There’s always one isn’t there?!!!!
“I do not want to lower the racing performance he showed during this GP2 2006 Turkey Sunday race, but he should have been punished during this race for his behaviour right after his spin.” < < < < < < And people were saying (including Hamilton lol!) that Rosberg was hanging onto something toxic – for inordinately long – by continuing to brood over what happened in Hungary by the time Spa came around…GP2 fan, I think you need to let it go…
What a brilliantly written, perceptive article, so good to see the thoughtful analysis of someone who knows the man and recognises the subtle attributes, I really enjoyed reading this, thanks for writing in such wonderful and positive terms about Lewis 🙂 xx
Both of these articles are just excellent. Hey Will, don’t let this go to your head, but you’re really good at this…

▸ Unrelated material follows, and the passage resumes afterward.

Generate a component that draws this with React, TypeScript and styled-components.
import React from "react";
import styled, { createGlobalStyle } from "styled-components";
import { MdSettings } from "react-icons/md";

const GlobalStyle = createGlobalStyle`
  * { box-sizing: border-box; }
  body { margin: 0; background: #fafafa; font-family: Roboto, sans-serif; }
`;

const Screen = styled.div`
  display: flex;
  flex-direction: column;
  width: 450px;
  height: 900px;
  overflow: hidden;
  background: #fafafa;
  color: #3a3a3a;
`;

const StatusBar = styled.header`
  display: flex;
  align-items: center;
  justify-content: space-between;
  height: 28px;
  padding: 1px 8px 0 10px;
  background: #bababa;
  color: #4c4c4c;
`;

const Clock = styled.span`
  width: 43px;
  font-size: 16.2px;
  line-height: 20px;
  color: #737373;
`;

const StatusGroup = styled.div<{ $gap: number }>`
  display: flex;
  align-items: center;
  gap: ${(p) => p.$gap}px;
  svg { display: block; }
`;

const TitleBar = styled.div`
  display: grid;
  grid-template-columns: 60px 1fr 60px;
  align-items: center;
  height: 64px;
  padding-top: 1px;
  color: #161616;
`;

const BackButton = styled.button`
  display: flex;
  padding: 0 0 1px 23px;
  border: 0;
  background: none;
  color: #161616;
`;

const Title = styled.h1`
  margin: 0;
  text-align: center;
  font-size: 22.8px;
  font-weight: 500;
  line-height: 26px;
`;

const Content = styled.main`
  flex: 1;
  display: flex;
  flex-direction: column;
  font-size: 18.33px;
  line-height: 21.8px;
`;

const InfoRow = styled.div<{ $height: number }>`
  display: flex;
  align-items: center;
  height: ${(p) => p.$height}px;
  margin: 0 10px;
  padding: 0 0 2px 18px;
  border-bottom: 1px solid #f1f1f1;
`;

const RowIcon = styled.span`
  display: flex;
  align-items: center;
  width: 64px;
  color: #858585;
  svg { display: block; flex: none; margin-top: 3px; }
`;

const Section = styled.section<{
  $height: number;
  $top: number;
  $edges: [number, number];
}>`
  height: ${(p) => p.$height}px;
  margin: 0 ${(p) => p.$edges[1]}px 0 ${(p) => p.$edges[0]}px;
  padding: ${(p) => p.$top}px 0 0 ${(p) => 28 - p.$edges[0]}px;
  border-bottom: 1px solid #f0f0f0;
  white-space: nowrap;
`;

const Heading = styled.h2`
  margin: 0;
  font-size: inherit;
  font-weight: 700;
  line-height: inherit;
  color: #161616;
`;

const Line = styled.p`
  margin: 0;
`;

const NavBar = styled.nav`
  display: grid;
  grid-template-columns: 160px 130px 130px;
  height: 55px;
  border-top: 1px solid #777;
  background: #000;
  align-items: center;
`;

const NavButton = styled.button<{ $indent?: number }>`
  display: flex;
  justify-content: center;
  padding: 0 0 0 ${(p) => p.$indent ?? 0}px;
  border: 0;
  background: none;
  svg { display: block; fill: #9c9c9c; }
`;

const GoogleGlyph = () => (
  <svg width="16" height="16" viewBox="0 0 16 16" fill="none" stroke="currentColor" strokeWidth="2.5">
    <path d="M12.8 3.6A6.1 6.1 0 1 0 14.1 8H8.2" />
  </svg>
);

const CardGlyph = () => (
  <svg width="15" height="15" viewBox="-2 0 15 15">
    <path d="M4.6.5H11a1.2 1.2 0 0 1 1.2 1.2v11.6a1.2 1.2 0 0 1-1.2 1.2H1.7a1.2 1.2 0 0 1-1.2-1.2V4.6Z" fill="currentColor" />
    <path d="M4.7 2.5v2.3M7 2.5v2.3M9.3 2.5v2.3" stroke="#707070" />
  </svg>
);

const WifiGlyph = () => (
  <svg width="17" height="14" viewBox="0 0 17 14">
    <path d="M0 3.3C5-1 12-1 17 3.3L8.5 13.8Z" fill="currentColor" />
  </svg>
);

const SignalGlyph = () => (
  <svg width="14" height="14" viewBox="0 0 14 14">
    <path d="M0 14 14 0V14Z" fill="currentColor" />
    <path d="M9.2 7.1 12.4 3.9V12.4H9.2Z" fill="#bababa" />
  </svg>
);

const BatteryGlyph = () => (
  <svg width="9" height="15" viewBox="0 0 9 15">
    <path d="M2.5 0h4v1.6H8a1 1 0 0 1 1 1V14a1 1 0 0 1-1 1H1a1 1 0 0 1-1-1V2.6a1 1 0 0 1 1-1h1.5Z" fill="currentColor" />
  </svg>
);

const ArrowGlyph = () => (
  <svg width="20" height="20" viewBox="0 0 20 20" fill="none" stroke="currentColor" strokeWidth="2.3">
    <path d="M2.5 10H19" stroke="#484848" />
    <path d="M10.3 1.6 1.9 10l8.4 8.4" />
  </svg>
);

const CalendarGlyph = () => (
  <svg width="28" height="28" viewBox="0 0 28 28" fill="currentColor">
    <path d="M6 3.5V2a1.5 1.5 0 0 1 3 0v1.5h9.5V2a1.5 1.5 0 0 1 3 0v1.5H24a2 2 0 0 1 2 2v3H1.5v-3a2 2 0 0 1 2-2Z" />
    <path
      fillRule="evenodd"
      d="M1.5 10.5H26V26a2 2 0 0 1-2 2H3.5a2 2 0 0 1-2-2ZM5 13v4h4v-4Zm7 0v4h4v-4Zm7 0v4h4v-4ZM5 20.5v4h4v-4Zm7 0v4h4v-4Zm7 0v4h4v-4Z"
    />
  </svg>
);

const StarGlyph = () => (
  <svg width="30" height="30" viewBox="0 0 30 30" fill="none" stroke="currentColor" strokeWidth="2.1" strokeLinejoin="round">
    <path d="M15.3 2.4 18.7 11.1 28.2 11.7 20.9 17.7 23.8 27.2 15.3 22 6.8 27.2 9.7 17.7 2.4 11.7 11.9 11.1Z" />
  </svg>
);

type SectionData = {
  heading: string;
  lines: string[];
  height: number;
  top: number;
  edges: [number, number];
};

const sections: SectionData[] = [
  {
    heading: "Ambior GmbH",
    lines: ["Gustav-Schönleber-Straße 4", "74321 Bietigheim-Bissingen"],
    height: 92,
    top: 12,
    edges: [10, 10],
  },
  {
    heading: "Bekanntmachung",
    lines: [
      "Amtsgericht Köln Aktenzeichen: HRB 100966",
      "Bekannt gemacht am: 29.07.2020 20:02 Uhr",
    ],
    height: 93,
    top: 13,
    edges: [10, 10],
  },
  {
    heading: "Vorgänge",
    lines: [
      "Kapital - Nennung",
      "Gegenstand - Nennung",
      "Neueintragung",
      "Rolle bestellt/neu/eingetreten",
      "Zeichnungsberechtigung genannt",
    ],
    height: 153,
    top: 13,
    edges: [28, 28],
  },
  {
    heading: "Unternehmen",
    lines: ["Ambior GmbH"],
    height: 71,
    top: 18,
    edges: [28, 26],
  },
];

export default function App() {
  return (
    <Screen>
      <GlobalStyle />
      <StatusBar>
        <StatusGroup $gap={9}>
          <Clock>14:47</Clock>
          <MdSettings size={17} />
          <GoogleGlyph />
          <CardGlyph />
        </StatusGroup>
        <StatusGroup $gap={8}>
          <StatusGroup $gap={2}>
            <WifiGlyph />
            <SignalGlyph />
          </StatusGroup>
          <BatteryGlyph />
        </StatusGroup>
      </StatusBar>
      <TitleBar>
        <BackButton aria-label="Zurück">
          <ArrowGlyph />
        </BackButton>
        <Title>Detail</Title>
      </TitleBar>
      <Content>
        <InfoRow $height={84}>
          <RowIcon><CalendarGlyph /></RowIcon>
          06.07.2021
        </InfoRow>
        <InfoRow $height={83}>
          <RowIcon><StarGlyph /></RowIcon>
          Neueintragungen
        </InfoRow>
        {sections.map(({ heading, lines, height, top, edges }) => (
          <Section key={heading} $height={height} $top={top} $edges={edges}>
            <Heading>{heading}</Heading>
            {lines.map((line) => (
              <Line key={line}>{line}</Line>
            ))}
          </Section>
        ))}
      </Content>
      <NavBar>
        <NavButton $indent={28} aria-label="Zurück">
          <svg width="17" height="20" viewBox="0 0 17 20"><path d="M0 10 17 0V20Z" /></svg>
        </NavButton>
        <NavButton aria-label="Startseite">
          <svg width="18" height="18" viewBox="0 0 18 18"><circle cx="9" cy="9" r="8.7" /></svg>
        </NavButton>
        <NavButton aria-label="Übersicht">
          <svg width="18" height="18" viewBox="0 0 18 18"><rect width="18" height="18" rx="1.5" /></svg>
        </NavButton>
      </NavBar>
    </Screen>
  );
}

What a great article/write up. So insightful and interesting.
It’s exactly how as a Hamilton fan I have seen him- its nice to know I see the real Lewis.

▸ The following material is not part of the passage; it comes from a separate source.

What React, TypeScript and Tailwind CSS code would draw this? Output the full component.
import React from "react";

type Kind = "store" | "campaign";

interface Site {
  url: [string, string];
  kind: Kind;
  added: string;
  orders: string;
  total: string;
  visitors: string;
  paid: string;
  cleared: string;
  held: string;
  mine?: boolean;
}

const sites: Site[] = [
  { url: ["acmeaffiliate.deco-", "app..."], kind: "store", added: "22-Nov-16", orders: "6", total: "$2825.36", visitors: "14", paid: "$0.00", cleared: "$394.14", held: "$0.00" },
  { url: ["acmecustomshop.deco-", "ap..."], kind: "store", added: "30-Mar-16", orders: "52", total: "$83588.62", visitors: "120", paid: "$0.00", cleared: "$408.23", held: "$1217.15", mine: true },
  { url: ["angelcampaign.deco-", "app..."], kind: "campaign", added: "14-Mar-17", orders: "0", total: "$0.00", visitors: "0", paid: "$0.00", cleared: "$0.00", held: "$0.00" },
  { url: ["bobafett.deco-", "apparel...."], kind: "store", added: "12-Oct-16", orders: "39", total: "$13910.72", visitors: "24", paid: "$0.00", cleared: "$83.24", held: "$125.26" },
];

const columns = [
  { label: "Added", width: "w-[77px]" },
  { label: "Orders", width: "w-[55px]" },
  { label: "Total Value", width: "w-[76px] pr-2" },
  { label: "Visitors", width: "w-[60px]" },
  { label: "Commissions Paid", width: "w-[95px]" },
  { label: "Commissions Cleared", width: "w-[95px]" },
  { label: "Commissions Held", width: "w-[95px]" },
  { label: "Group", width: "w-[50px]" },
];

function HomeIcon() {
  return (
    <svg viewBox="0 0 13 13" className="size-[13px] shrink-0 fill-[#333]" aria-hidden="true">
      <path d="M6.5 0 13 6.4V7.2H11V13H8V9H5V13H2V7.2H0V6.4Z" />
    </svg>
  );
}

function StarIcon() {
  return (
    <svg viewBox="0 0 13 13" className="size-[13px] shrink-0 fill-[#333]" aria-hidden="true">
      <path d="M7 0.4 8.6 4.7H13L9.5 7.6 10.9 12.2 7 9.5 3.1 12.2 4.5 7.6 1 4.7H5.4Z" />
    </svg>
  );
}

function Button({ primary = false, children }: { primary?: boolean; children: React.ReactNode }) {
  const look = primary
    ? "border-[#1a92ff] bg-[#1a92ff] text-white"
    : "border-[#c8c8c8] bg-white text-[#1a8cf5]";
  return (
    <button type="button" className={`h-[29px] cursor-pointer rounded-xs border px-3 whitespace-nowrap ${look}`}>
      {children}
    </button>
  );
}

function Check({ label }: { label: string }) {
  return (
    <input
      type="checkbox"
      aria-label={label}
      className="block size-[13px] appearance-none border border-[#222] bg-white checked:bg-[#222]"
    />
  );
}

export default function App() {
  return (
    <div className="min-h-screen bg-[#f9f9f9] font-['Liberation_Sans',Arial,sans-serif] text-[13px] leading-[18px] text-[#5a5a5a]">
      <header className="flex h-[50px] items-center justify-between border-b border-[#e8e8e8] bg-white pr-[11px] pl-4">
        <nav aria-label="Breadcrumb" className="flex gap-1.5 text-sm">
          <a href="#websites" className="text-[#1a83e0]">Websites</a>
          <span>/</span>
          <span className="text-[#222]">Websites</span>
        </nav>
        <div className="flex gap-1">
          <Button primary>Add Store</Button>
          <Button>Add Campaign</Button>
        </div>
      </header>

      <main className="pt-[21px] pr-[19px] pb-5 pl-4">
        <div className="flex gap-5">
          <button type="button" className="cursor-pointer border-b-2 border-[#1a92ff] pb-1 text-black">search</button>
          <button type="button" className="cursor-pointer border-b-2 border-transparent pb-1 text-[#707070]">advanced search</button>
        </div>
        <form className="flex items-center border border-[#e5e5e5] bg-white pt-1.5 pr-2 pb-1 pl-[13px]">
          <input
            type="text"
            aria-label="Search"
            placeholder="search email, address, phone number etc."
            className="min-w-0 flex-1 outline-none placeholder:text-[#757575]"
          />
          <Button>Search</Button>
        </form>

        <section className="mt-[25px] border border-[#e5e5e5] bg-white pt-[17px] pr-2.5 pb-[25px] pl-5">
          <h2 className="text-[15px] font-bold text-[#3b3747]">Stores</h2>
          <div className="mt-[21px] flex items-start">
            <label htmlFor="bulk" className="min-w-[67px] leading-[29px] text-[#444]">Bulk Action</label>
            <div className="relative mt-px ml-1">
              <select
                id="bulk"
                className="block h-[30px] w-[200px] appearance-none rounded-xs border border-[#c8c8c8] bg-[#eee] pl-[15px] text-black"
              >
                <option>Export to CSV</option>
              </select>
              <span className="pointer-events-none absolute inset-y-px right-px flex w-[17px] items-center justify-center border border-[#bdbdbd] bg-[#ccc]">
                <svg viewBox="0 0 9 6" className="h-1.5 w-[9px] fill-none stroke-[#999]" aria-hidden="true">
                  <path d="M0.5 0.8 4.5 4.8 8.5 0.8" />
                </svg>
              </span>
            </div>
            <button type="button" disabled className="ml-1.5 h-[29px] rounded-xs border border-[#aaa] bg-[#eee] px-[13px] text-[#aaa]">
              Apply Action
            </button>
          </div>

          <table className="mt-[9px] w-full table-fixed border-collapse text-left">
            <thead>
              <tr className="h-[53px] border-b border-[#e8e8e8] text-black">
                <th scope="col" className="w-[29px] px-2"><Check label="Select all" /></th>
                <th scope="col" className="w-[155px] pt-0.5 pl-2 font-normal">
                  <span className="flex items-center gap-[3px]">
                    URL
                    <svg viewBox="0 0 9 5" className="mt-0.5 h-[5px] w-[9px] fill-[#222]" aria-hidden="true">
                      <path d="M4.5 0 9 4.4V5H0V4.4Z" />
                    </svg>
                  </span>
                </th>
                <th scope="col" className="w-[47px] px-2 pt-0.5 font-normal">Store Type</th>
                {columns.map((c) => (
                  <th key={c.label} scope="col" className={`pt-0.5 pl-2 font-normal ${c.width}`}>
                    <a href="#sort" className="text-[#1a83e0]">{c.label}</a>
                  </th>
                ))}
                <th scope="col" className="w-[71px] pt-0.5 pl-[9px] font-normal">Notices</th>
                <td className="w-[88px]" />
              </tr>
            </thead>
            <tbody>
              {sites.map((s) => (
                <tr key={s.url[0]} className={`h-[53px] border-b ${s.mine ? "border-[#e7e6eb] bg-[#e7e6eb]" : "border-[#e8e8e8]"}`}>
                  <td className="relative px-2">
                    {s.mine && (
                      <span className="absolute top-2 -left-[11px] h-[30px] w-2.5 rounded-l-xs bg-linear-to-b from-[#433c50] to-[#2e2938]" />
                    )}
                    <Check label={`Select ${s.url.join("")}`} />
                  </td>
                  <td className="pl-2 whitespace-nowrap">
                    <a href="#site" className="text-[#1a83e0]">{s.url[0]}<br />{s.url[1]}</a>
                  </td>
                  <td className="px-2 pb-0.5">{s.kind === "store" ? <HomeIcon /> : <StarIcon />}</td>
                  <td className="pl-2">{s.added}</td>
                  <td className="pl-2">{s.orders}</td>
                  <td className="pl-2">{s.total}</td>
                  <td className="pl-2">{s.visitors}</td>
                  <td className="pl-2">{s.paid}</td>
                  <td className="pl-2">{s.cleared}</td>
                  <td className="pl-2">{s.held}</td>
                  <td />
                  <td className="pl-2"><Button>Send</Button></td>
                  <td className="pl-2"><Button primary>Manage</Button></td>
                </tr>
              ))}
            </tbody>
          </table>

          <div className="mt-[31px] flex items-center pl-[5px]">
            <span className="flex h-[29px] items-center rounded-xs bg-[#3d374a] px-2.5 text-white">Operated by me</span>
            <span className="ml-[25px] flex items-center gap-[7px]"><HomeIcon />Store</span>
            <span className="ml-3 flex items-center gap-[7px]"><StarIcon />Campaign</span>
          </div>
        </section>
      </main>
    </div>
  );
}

I agree. Brilliant well written piece.
I hope this Championship will give Lewis the platform to go on to further achievement.
I wrote to a Blog around the time of the Korean GP in 2011 asking what were the chances of Lewis going to work with Ross Brawn in Mercedes as it seemed to me the best opportunity for him. I despaired of the way that McLaren were wasting his talent at that time.
I am so pleased that it happened and this is the result. Perhaps just the start.
Brilliantly written and what I always believed about Lewis. He is often painted in a very negative light in the press but thank you for highlighting that he is a man with character and has learned from his mistakes to become a very thoughtful and intelligent man. It is great to see him back appreciating his family and realizing the importance of those relationships. So happy for him that he claimed the 2014 championship.
Will – look forward to going to another evening with Will Buxton in Montreal next year – missed this year but will be back in 2015.
Look forward to the next piece that your write
Reblogged this on Forgot About Keynes.
Great write up Will! I’m glad you where able to talk about the man who is Lewis Hamilton. I find it funny how many people preceive him as unintelligent. But he has shown who he really is this year. Will keep up the great work, love reading your pieces.
awesome..exactly how I see Lewis Hamilton..obviously he has flaws but they are scrutinised like no other driver on the grid!
What a great article Will, you seemed to have really described Lewis as I see him, of which so many mistake that for arrogance! He’s just a racer who doesn’t really care about anything but winning but doesn’t resort to any means necessary he just wants to be the best, and that’s why we love him!
Lovely, insightful article into the mind and psyche of one of the all time greats of F1.